• To be done:
What number of lines contain the word "index"? Reply with the number and nothing else.

Entries with page source code
* * *

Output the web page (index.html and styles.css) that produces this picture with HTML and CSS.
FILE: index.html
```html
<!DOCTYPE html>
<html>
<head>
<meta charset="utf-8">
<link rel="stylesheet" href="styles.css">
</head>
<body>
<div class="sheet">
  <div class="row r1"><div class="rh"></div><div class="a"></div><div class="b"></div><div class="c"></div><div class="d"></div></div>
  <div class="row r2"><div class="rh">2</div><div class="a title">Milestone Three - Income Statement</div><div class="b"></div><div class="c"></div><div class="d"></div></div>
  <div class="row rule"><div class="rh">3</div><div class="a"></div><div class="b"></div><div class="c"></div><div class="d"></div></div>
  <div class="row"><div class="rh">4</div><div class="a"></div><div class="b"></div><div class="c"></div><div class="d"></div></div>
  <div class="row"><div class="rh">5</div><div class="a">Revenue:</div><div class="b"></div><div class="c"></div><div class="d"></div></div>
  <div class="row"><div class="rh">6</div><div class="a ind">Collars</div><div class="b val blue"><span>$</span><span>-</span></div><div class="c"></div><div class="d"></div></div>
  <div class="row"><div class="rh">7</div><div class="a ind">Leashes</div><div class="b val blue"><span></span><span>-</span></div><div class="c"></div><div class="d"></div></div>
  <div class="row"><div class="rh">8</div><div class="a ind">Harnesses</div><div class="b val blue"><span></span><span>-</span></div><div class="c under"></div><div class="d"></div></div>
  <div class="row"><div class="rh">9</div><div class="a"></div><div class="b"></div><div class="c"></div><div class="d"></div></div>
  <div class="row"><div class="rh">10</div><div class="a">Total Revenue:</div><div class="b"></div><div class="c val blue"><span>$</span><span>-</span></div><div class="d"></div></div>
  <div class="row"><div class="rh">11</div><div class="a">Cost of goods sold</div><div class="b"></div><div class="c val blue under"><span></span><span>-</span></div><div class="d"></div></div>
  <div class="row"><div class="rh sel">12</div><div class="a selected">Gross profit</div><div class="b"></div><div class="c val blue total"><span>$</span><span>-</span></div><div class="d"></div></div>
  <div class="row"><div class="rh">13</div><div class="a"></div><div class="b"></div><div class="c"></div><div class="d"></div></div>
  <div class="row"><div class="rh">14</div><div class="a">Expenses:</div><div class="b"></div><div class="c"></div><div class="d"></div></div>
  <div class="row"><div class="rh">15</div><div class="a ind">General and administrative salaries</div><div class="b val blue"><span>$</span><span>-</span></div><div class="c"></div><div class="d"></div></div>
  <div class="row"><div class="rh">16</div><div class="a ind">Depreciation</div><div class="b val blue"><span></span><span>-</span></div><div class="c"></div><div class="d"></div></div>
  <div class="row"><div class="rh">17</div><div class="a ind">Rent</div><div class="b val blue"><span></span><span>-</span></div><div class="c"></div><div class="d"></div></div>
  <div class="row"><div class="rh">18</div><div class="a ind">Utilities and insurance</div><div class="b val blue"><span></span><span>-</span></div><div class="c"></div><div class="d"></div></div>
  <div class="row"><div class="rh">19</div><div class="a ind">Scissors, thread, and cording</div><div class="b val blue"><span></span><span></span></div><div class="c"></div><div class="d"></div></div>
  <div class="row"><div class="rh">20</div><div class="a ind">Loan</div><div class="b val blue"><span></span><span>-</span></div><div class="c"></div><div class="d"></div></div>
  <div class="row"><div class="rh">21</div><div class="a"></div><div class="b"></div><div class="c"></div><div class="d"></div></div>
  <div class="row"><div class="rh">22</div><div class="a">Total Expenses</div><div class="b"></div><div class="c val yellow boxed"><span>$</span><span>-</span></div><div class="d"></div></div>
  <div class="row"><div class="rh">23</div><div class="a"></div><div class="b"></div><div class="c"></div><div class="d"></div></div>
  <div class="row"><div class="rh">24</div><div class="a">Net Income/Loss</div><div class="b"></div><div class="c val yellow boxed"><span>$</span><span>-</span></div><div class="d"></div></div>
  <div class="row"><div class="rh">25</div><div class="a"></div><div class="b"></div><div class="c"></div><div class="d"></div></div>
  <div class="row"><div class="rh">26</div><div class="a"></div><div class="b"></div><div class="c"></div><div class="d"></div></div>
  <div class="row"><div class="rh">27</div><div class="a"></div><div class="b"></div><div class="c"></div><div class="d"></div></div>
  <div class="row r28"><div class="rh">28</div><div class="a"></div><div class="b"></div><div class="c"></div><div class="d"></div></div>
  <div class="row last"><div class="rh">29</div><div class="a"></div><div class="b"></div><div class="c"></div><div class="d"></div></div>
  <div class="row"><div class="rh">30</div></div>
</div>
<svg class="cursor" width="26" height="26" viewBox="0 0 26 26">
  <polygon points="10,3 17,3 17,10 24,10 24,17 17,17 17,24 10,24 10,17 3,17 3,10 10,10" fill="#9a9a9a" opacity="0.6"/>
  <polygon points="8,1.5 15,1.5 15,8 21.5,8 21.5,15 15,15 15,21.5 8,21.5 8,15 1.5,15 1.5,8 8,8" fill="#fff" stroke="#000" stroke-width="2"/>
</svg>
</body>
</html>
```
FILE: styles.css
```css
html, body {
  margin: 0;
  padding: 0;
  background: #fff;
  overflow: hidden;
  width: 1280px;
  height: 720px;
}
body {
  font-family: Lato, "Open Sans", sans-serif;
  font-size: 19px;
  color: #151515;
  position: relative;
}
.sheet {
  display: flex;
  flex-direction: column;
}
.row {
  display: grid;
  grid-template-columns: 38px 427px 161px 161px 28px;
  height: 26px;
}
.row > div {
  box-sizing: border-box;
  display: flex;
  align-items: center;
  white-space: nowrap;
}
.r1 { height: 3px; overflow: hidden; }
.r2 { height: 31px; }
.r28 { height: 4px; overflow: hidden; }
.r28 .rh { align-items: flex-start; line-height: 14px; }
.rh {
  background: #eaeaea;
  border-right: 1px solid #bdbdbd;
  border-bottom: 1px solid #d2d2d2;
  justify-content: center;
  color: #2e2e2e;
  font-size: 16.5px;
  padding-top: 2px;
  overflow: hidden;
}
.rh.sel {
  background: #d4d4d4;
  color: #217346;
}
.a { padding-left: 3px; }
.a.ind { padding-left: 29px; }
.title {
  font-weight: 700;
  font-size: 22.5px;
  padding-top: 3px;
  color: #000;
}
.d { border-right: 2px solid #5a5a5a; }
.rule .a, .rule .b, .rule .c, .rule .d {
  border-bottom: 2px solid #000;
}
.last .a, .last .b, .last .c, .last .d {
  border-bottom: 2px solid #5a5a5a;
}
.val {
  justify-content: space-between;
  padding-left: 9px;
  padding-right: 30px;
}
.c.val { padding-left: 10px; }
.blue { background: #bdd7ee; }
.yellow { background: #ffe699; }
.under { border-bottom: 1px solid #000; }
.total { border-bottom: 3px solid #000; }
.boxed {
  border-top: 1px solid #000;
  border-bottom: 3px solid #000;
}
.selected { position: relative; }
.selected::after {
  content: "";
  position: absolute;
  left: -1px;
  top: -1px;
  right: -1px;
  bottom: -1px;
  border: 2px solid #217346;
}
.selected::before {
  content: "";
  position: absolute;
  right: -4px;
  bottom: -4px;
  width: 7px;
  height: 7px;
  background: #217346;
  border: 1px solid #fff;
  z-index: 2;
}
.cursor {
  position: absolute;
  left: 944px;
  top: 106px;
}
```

* * *

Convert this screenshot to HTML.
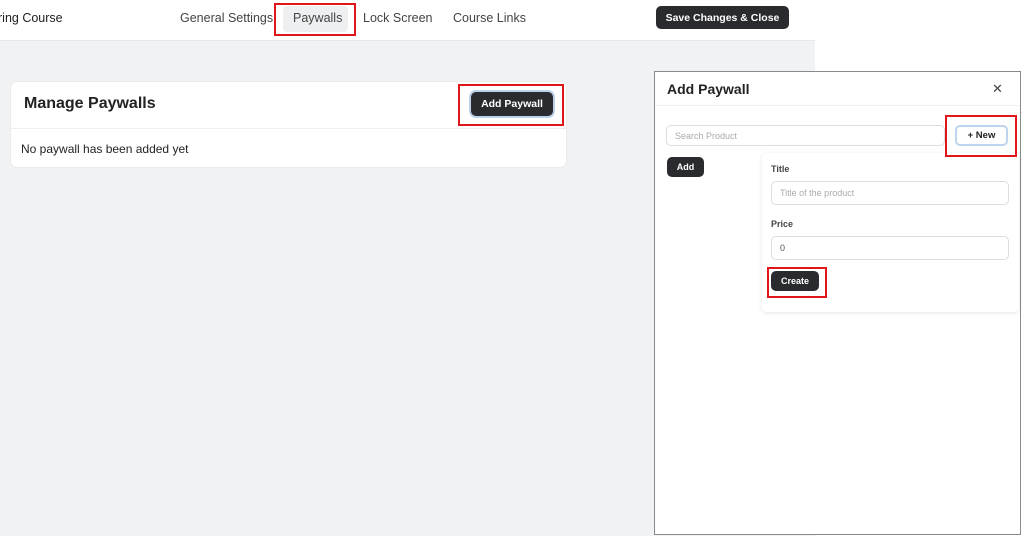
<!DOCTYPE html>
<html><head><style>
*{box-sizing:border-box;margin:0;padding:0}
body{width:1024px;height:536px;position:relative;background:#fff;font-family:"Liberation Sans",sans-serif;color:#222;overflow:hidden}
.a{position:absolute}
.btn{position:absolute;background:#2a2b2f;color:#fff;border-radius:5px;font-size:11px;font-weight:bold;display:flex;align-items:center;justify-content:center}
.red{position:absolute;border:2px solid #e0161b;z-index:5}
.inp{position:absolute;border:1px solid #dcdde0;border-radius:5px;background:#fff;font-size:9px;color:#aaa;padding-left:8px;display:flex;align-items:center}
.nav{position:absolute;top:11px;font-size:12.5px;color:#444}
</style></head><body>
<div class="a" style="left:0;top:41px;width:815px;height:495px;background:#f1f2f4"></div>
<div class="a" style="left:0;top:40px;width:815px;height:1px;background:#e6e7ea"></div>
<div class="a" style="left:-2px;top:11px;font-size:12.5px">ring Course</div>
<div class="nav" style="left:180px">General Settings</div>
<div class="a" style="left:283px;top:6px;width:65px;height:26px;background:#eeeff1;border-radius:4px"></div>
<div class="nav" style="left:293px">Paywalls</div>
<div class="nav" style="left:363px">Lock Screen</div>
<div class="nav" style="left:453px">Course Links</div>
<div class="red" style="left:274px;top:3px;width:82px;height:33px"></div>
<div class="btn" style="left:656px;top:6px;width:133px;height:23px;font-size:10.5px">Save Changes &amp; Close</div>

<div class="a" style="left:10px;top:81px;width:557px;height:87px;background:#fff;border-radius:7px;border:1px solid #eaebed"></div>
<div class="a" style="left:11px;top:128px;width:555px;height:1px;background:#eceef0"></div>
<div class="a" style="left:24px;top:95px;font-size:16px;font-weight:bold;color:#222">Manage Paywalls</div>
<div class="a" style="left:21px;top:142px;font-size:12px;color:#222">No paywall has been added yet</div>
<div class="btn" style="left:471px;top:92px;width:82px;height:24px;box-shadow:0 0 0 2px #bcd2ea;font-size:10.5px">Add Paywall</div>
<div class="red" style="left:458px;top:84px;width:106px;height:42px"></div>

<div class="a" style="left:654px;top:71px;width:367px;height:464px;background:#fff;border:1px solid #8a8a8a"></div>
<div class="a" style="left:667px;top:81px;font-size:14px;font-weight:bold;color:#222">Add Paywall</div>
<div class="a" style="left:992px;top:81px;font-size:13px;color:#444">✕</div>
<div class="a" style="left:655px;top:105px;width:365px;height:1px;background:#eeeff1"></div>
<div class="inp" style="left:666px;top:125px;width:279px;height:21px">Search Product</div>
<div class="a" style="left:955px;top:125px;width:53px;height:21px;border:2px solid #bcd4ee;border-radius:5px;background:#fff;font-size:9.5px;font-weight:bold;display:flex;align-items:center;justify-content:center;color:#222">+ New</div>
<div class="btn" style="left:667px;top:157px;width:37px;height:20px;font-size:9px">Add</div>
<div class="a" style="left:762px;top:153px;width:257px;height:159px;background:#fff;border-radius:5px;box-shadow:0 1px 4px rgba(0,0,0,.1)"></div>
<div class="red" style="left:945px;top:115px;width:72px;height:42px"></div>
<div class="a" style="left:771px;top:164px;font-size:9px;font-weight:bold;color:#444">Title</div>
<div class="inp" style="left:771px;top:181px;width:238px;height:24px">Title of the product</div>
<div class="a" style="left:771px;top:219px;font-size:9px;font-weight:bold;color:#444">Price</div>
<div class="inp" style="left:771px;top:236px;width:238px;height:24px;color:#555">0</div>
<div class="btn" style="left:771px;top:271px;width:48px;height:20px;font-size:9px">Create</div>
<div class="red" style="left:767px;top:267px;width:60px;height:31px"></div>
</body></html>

* * *

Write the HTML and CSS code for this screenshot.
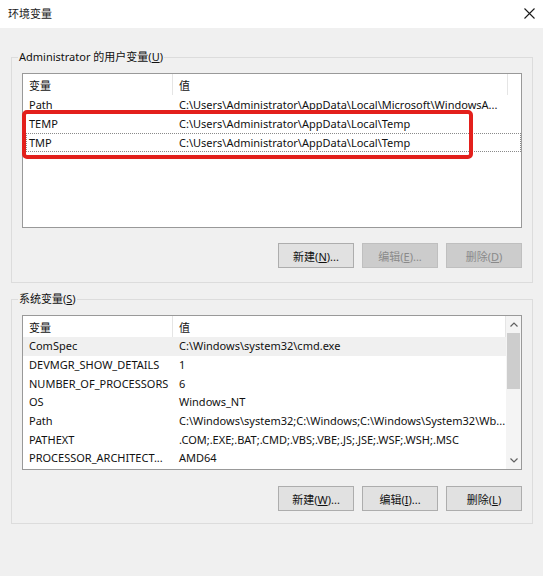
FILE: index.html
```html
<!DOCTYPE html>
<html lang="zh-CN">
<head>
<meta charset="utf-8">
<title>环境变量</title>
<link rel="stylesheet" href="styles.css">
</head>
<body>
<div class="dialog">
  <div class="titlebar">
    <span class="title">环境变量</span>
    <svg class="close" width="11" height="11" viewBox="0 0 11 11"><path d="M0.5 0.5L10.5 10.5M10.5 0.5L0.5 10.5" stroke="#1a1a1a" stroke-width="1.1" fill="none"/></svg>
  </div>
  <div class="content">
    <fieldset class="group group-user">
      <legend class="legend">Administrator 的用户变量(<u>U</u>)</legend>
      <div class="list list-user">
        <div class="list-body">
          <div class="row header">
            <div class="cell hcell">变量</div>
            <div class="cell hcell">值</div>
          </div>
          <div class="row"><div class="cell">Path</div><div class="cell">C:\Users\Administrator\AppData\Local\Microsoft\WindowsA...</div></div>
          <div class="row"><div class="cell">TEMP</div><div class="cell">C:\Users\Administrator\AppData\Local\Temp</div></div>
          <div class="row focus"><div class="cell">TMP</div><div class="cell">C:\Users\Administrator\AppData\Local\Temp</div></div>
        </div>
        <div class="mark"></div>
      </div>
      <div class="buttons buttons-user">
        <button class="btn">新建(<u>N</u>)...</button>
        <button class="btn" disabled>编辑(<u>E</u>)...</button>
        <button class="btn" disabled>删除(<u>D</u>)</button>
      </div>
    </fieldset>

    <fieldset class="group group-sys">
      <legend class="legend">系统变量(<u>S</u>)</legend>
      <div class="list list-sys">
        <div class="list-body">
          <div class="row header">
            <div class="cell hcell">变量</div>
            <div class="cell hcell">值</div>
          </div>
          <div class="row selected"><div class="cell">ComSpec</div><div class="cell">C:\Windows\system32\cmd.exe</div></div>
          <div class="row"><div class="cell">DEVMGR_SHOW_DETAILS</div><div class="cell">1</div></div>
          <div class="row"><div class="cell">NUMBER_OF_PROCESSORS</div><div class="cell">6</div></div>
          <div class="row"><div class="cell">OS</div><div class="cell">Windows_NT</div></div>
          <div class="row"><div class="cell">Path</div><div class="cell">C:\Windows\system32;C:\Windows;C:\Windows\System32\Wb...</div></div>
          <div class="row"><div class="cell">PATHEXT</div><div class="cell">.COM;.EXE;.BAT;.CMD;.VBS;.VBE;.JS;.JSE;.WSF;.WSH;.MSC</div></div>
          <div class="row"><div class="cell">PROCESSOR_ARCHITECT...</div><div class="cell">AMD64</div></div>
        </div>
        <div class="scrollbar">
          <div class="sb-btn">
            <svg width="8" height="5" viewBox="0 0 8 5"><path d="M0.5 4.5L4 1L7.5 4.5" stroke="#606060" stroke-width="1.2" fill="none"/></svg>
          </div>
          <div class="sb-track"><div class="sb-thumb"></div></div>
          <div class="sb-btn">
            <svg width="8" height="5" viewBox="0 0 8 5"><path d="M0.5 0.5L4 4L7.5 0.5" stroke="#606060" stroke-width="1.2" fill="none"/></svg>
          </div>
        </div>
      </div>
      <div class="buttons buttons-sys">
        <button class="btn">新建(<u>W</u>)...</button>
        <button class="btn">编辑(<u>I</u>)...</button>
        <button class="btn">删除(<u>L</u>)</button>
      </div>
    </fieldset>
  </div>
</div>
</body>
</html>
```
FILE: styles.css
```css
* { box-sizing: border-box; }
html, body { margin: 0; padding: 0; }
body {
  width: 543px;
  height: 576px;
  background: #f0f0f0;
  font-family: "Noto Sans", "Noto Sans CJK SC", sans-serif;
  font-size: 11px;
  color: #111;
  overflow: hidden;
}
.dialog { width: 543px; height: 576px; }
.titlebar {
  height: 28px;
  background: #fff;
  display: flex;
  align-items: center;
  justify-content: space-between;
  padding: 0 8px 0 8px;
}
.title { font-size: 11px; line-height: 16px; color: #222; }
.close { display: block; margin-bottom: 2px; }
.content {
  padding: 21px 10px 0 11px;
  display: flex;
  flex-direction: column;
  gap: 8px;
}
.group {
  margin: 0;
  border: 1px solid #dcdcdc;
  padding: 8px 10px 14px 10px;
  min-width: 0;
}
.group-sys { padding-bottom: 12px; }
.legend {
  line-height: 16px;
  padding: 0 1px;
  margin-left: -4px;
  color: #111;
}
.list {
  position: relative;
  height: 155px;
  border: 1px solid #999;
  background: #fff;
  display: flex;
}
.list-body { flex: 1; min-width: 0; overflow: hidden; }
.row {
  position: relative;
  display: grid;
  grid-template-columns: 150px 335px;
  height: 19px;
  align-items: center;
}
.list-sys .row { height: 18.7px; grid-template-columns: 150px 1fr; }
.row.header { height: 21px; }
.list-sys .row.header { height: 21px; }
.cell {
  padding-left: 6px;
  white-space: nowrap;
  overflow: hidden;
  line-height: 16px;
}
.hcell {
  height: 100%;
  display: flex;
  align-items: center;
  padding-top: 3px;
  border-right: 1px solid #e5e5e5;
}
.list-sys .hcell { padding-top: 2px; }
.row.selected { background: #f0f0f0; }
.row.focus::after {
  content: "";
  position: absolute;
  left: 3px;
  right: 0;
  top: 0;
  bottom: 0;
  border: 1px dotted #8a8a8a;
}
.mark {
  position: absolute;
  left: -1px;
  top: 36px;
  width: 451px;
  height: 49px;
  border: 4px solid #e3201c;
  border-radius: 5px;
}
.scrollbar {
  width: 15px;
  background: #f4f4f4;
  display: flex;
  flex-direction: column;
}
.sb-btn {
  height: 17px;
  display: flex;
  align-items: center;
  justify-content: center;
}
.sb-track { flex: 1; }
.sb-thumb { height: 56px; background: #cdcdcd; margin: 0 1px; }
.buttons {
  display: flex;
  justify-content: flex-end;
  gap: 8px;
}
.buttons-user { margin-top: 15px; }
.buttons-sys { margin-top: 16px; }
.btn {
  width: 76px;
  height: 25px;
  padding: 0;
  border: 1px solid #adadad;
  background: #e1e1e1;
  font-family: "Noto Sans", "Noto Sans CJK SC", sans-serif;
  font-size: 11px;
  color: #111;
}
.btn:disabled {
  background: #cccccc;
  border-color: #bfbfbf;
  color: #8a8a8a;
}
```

* * *

• Final answer:
5